Many of us have experienced the valuable impact of unions and worker organizing to improve the lives of workers and communities.  For others among us, we need to learn this history and these tools first-hand.  We can read about union organizing in newspapers or books or we can learn together, in grassroots organizations, through shared activities, discussions and analysis. 

This political and popular education series guide has three core sections. Part 1, the History of Worker Organizing, outlines the legacy of unions and worker struggles in the United States.  Part 2, Barriers to Worker Organizing, explores the structural barriers to worker organizing, from legal obstacles to imbalances of power.  Part 3, Successes of Worker Organizing Efforts & Unions, shows how groups of workers have overcome these barriers to win real improvements in their jobs and the economy of their communities and our nation.  Finally, an added section explores the Employee Free Choice Act, legislation pending in Congress that would ease barriers to worker organizing and pave the way for future successes for all our communities.  

Workers

Each section includes activities - from role plays to quizzes to videos to watch - as well as discussion questions and other facilitator tools.  We hope that you find the materials useful, however we also encourage you to adapt this guide and these activities to your own region or context, working in local stories and examples, drawing on the experiences of immigrant members in your group of worker organizing in other countries, adding in action steps regarding local policy campaigns to advance worker justice.  And we encourage you to send us any ideas or new materials you create so we can continue to update and improve this guide.

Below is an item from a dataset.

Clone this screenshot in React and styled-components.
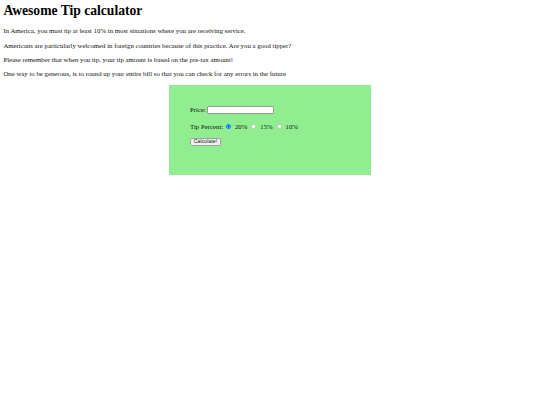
import React from "react";
import styled, { createGlobalStyle } from "styled-components";

const Global = createGlobalStyle`
  html, body { background: #fff; }
  body {
    margin: 3.4px;
    font-family: "Liberation Serif", "Times New Roman", serif;
    color: #000;
  }
`;

const Title = styled.h1`
  font-size: 13.6px;
  font-weight: bold;
  margin: 0 0 8.5px;
  line-height: 15.6px;
`;

const Para = styled.p`
  font-size: 6.8px;
  margin: 6.3px 0;
  line-height: 8px;
  color: #111;
`;

const Card = styled.div`
  width: 202px;
  height: 90px;
  box-sizing: border-box;
  margin: 0 auto;
  background: #90ee90;
  padding: 20.5px 21px 0;
`;

const Form = styled.form`
  display: flex;
  flex-direction: column;
  align-items: flex-start;
  font-size: 6.8px;
  color: #111;
`;

const Row = styled.div`
  display: flex;
  align-items: center;
  height: 9px;
  margin-bottom: ${(p) => p.$after || 0}px;
`;

const Label = styled.span`
  margin-right: ${(p) => p.$gap || 0}px;
`;

const TextInput = styled.input`
  width: 67px;
  height: 8px;
  box-sizing: border-box;
  border: 0.5px solid #9a9a9a;
  border-radius: 1px;
  background: #fff;
  padding: 0;
  margin: 0;
  font-size: 5px;
`;

const Radio = styled.input`
  appearance: none;
  -webkit-appearance: none;
  width: 5px;
  height: 5px;
  box-sizing: border-box;
  border-radius: 50%;
  border: 0.5px solid #c4c4c4;
  background: #fff;
  margin: 0 4px 0 ${(p) => p.$left || 3.8}px;
  &:checked {
    border-color: #0075ff;
    background: radial-gradient(circle, #0075ff 0 1.1px, #e6f0ff 1.2px 1.7px, #0075ff 1.8px);
  }
`;

const Button = styled.button`
  font-family: "Liberation Sans", Arial, sans-serif;
  font-size: 5.3px;
  padding: 0;
  width: 31px;
  height: 7.5px;
  box-sizing: border-box;
  line-height: 1;
  border: 0.5px solid #a0a0a0;
  border-radius: 1.3px;
  background: #efefef;
  color: #222;
  margin: 0;
`;

export default function App() {
  return (
    <>
      <Global />
      <Title>Awesome Tip calculator</Title>
      <Para>In America, you must tip at least 10% in most situations where you are receiving service.</Para>
      <Para>Americans are particularly welcomed in foreign countries because of this practice. Are you a good tipper?</Para>
      <Para>Please remember that when you tip, your tip amount is based on the pre-tax amount!</Para>
      <Para>One way to be generous, is to round up your entire bill so that you can check for any errors in the future</Para>
      <Card>
        <Form onSubmit={(e) => e.preventDefault()}>
          <Row $after={8}>
            <Label $gap={1.5}>Price:</Label>
            <TextInput type="text" />
          </Row>
          <Row $after={7.2}>
            <Label>Tip Percent:</Label>
            <Radio type="radio" name="tip" $left={2.8} defaultChecked />
            <span>20%</span>
            <Radio type="radio" name="tip" />
            <span>15%</span>
            <Radio type="radio" name="tip" />
            <span>10%</span>
          </Row>
          <Button type="button">Calculate!</Button>
        </Form>
      </Card>
    </>
  );
}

To make this guide easier for you to use, we have included recommended time frames for activities.  If you only have 15 minutes with a group, you can thumb through and see what pieces you might use.  If you have an hour, you can pull activities from each section or focus just on one area.  It's up to your group and your needs.  In addition, we have placed icons throughout this guide to let you know what to expect.  Here is a key to those icons:   

Again, we hope you will use this guide as just that - a guide - and then adapt it to your context, place and needs.  Just as organizing is a tool, so is this document - only as powerful as what you do with it.